Mac gives a new song he has written to Dixie's manager, played by Wilford Brimley, but he returns it to him a few days later, saying it's no good because the country music game has changed. Mac is so enraged, he drives off in a huff, intending to get drunk, but he pours out the bottle he bought and returns to Rosa Lee.
A newspaper reporter turns up to write a story about Mac, but he refuses to answer questions. The story comes out anyway, mostly Dixie's tales of his terrible treatment of her, which generates some notoriety in the sleepy little town. The film's critical exchange comes when Mac is coming out of a feed store, and a woman asks him, "Were you really Mac Sledge?" He says, "Yes ma'am, I guess I was."
A young band turns up on Mac's doorstep looking for inspiration, and he eventually agrees to record the song he wrote for Dixie with them. Just when the record comes out and Rosa Lee tunes the song on the truck radio, Mac reaches his hand in and snaps it off. He has just received word that his daughter, who ran off with a much older man, has died in an accident.
This leads to perhaps the most important scene in the movie, with Mac tending a small garden he has planted across the street from the motel. Beresford shoots naturalistically, almost documentary style, in long shot with a long take with no cuts or close-ups. You can't even see Duvall's face underneath his wide-brimmed hat in the slanting sun. But the pain and power of the scene just spill out over that spare Texas landscape. "I don't trust happiness; never have, never will," Mac confesses.

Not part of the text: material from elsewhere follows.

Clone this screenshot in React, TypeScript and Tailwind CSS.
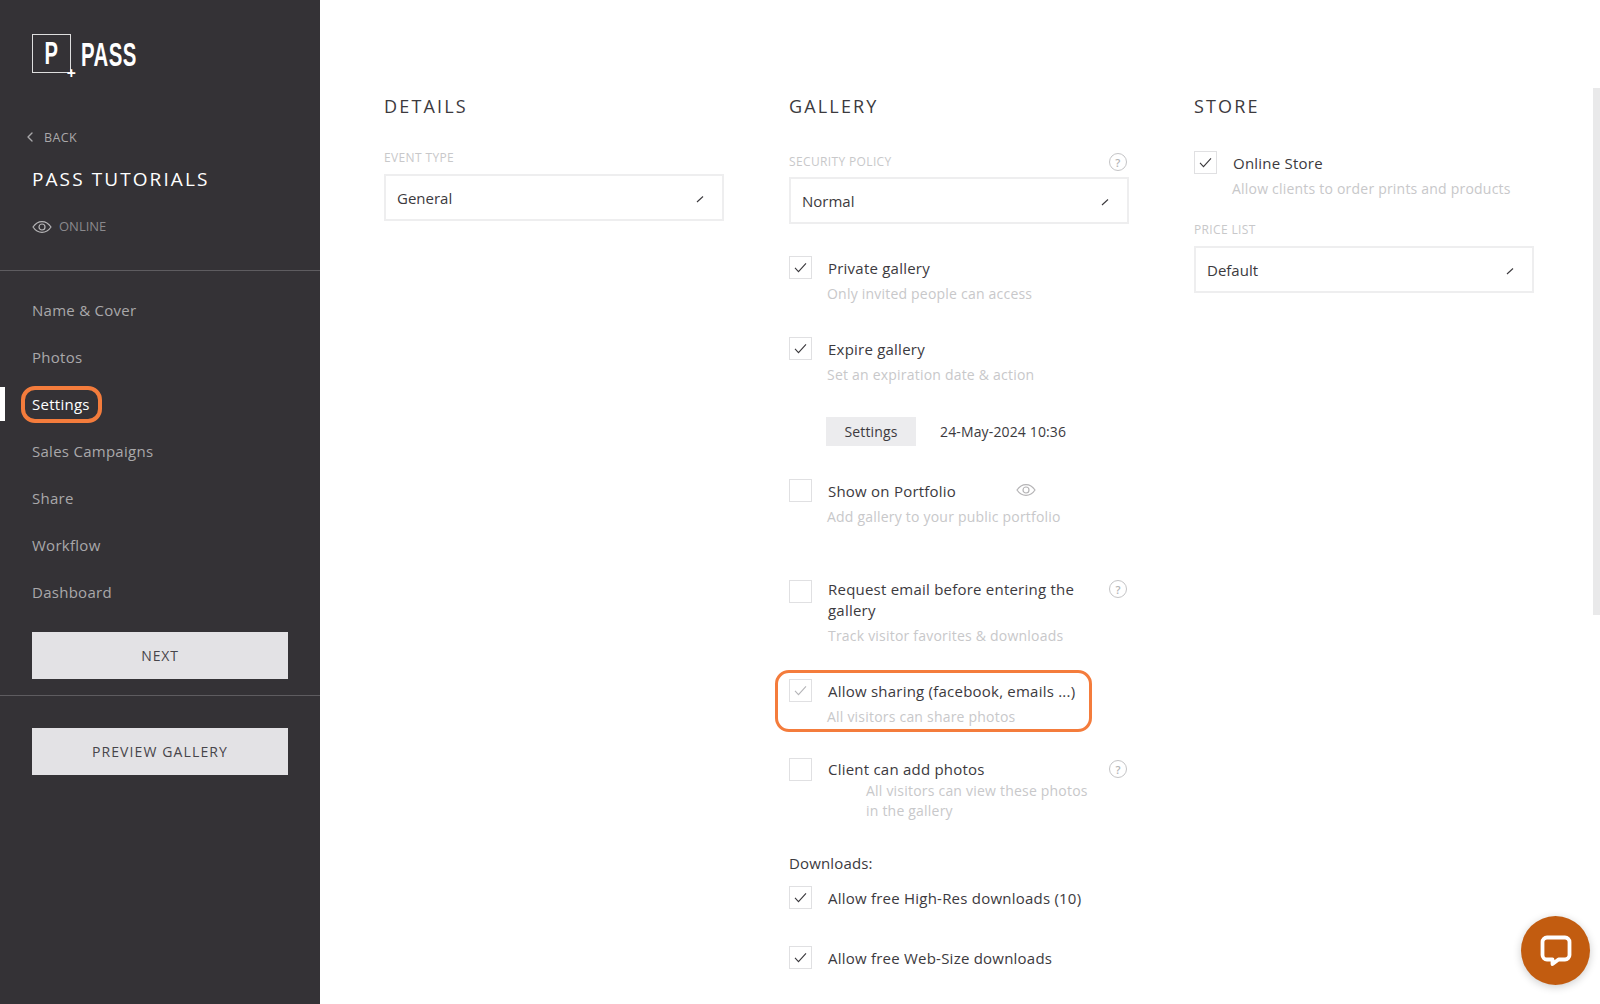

Like Bridges, Duvall did all his own singing for the film, and even wrote two songs. When I first heard him, I told myself that couldn't be Duvall -- it sounded exactly like an old-school country singer, with a deep, baleful tone. Duvall reportedly spent weeks driving around Texas, listening to accents and small-town bands to get his sound just right.
I have to say that after seeing "Tender Mercies," "Crazy Heart" diminishes just a little bit in my eyes. Many of the themes of redemption and regret seem clearly inspired by the earlier film.